Tira una brutta aria per i professionisti del fisco. Gli stati europei, non sono ancora riusciti a superare la crisi del 2008 che ha provocato una forte dilatazione del debito pubblico di quasi tutti i paesi. Non possono tagliare la spesa pubblica (per non aggravare la fase recessiva), hanno quindi un bisogno disperato di aumentare le entrate tributarie: da qui la campagna condotta in modo deciso già da qualche anno contro i paradisi fiscali, che ha già smantellato il tradizionale segreto bancari di piazzeforti come la Svizzera. La trasparenza bancaria, la costruzione di enormi banche dati in grado di segnalare tutte le transazioni economiche dei cittadini e delle imprese, lo scambio di informazioni tra amministrazioni finanziarie diverse, la fatturazione elettronica, sono altrettanti passi avanti nella lotta all’evasione e all’elusione. Ma non basta. Anche perché l’accumulo di quantità gigantesche di informazioni, per adesso, sembra svolgere più una funzione deterrente che un’azione di contrasto reale. Molti dei dati contenuti nell’anagrafe tributaria sono imprecisi. Probabilmente manca ancora la capacità di utilizzare a fondo questi strumenti. Il direttore dell’Agenzia delle entrate, Rossella Orlandi, al festival dell’economia di Trento del 4 giugno ha riconosciuto: «è un mito» che l’agenzia possa sconfiggere evasione ed elusione «pigiando il tasto di un computer», e «con 11 mila addetti ai controlli è fisicamente e umanamente impossibile controllare 40 milioni di dichiarazioni fiscali». Da qui la scelta di puntare in modo deciso sulla compliance.

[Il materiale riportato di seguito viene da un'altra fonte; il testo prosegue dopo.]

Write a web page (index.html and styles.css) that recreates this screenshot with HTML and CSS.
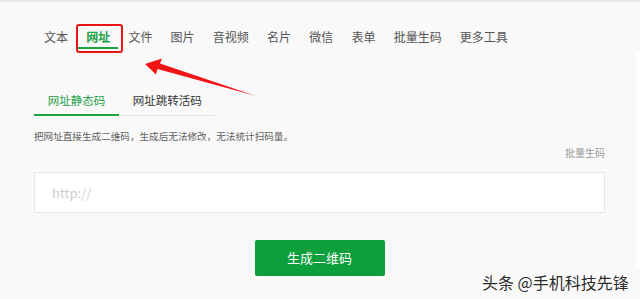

Come dimostra il servizio di Andrea Bongi (a pagina 8), l’amministrazione finanziaria sta riducendo il numero degli accertamenti per puntare su alert preventivi e avvisi bonari. Da tempo, in realtà, la politica fiscale sta cercando in diversi modi di arruolare o di intimorire coloro che sono sempre stati al fianco dei contribuenti, i professionisti, blandendoli o accusandoli di essere gli ispiratori dell’evasione. Commercialisti, avvocati, consulenti del lavoro, sono il perno di questa nuova strategia. Non a caso sono stati obbligati alla trasmissione di masse sempre più pervasive di dati dei contribuenti: invio on-line della dichiarazione dei redditi, spesometro trimestrale, comunicazioni trimestrali Iva, fatturazione elettronica, sono solo gli ultimi passi in questa direzione. Ma anche quando l’anagrafe tributaria sarà in grado di monitorare ogni singolo movimento del contribuente, nulla potrà contro le complesse operazioni finanziarie tipiche delle grandi imprese, perciò il passo successivo sarà quello di responsabilizzare i professionisti sulle eventuali mancanze commesse dai loro clienti. Qualcosa in questa direzione è già stato compiuto con il 730 on-line.
Anche la giurisprudenza sta andando in modo sempre più convinto nel senso di far pagare al consulente dell’azienda per l’evasione o l’elusione da questa commessa. Ora anche la Commissione europea ha aperto una consultazione per trovare i modi per scoraggiare gli intermediari nella progettazione di operazioni fiscali elusive. Il dato di partenza è che l’elusione ha sottratto, nel 2013, 50/70 miliardi di euro dalle casse degli stati europei. Misure più severe contro gli intermediari sono state già chiese dal parlamento europeo, dal consiglio Ecofin, dall’Ocse. Obiettivo della Commissione Ue è ora quello di creare deterrenti efficaci per evitare che i consulenti fiscali possano proporre schemi di pianificazione fiscale aggressivi. Pierre Moscovici, Commissario per gli affari economici e finanziari, ha dichiarato: «i piani di finanziamento aggressivi e le strutture societarie opache non accadono per caso». Il messaggio è chiaro: commercialisti e avvocati vanno disincentivati dal prendersi troppo a cuore l’interesse delle società. In pratica si punterà a creare un conflitto di interessi tra il professionista e il suo cliente, come si è già fatto con la disciplina antiriciclaggio. In altri termini, se gli stati non riescono più a controllare i contribuenti, ci devono pensare i professionisti.